La presidente della commissione petizioni, l'eurodeputata Dolors Montserrat, ha commentato: "Alla luce delle considerazione fatte la commissione si riserva scrivere alla presidenza di turno slovena del Consiglio Ue indicando la richiesta di impegnarsi affinché si possa raggiungere l'accordo su un'aliquota ridotta comune su questi prodotti". Durante il dibattito invece Klara Kronsteiner, funzionaria della direzione generale per la fiscalità alla Commissione europea, ha sottolineato che che "la direttiva sull'Iva elaborata dalla Commissione Ue comprende un tasso standard per l'Iva negli Stati membri, che non può essere inferiore al 15%, ma anche la possibilità di un tasso ridotto speciale che può scendere fino al 5%. Ciò significa che stando alle norme Ue gli Stati membri possono ridurre in certi casi l'Iva".

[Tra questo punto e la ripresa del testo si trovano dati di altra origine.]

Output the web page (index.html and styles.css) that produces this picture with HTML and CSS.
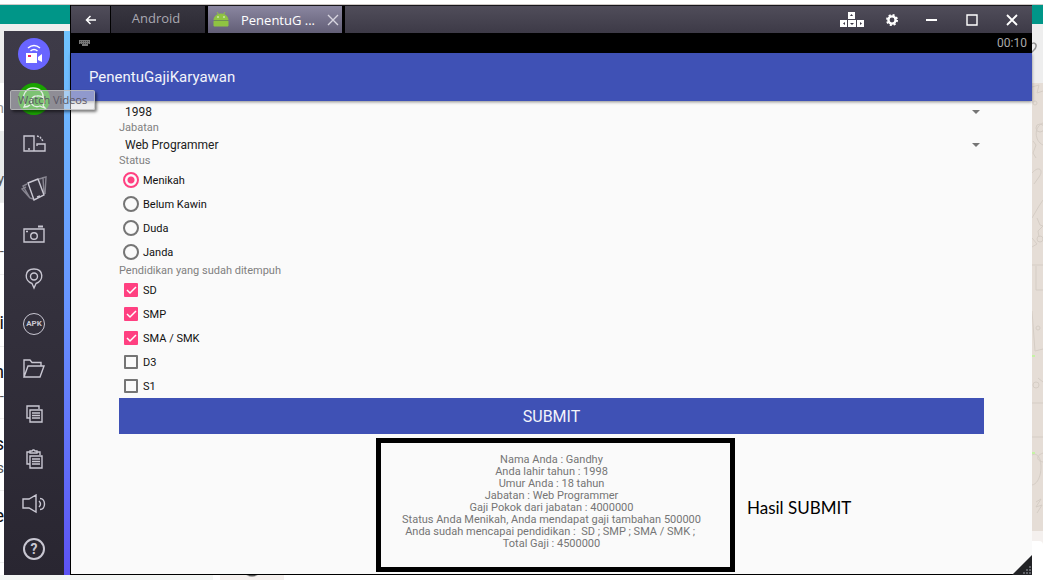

Il Parlamento europeo già quest'estate aveva approvato una risoluzione che esortava tutti gli Stati membri a rafforzare il diritto alla salute, spettro in cui era compresa anche la questione dell'Iva sui prodotti mestruali. In particolare, nella decisione del Parlamento europeo si sottolineava l'importanza di rimuovere le barriere ai servizi di salute sessuale e riproduttiva e si spiegava come questi ostacolassero il progresso verso la parità di genere. Infine Si evidenziavano tutti gli effetti negativi che portava con sé la Tampon Tax e si chiedeva ai Paesi membri di eliminarla nel tentativo di mettere un punto alla cosiddetta period poverty, cioè l'impossibilità di molte donne di comprare i prodotti di igiene femminile.